Comedian and host Zane Lamprey begins his beer tour in the capital city of Belgium, Brussels. Zane claims that you should never drink on an empty stomach so he ventures to meet "Terry" at Chez Léon, a local restaurant famous for serving the national dish of mussels and fries. When Zane goes to the bar to order a beer, he notes that the bartender scraped the foam off the top of the glass after he was done pouring. Belgians believe that this releases the bouquet of the beer and makes drinking it more enjoyable. He takes his beer over to a table to eat lunch with Terry. Zane tries to toast their meal and finds out the word for "cheers" in Belgium is "gesundheit", the same word Americans use when someone sneezes.
Zane's next stop is a café called "À la Mort Subite", which translates to "Sudden Death". Inside, Zane meets "Bart the Bartender" who serves beer to customers and oftentimes drinks with them too. At one point he says it is not unusual for him to consume 20 beers in one day. Bart introduces Zane to a game called 421. It is played by rolling three die and trying to get the combination of 4, 2 and 1 among the three. One person gets three tries to get the combo before letting someone else try. The person who ends up getting 421 wins the game and the loser has to buy the round of beers. Zane ends up losing to Bart and buys a round of apple-flavored beer for the two of them. He states that fruit flavored beer is so common to Belgium because beer is so common to Belgium and they want a beer to fit everyone's tastes.
The final bar on Zane's drinking excursion is the Delirium Café. The café is famous because it contains the largest selection of beer at one bar in the world with the number currently topping 2,600. Zane tries to toast with Francois the bartender by saying Gezondheid but discovers that there are two official languages of Belgium: Flemish and French. Francois encourages him to use "Santé", the French word for cheers. The beer they are drinking is non-filtered, giving it a cloudy appearance, and triple fermented, making the alcohol content about 8.5 percent. By contrast, American beers are usually only fermented a single time and contain about 4 or 5 percent alcohol. The next beer they sample is another apple beer but with an extra kick of flaming apple schnapps. Francois explains that the fruity beers only have an alcohol content of 2.5 percent so the shot is used for more potency and flavor in the beer. The shot increases the alcohol content to 6 or 7 percent.
Francois and Zane take a break from drinking beer after that to try some Brussels sprout flavored liquor. It seems to be gin infused with Brussels sprouts and was not to Zane's taste.
The next beer is made by monks and can only be found in Belgium. This "mystery beer" could not be shown on camera and can only be acquired a case at a time. The show then breaks from the Delirium cafe to the Orval monastery where Orval beer is brewed. Father Dennis is a trappist monk who presides over the monastery and explains that Orval means "Golden Valley" and that the profits from the beer mostly go to people and charities. Zane goes inside the brewery and explains that Orval beer is flavored with giant tea bags full of hops.
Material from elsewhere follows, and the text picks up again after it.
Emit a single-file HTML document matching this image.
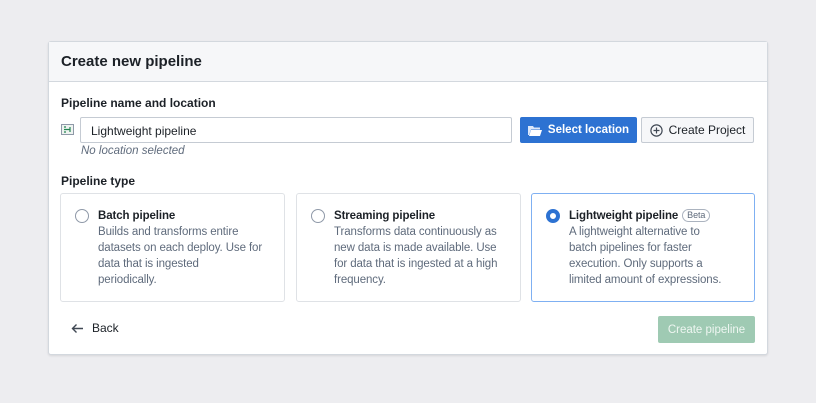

He meets a "beer engineer" who is in charge of checking the color and the alcohol content of the beer. Orval is about 6.7 percent alcohol.
The show flashes back to the Delirium Café where Zane says that trappist beers are non-pasteurized so they contain active yeast which keeps the beer fermenting. For this kind of beer, it is important not to drink the entire bottle. The yeast will settle to the bottom while the drinkable piece remains on top. As a result of the constant fermentation, Zane ends up drinking a beer with 11.3 percent alcohol. He goes on to say that most American beers are clearer and milder than the beer brewed in Belgium. It is at this time that Logan the "Beer Hunter" makes his appearance. He explains that he has been on the road for nearly a year sampling beers across the U.S. and Europe. He then proceeds to spend the rest of his time on camera stealing samples of Zane's beer and talking profusely.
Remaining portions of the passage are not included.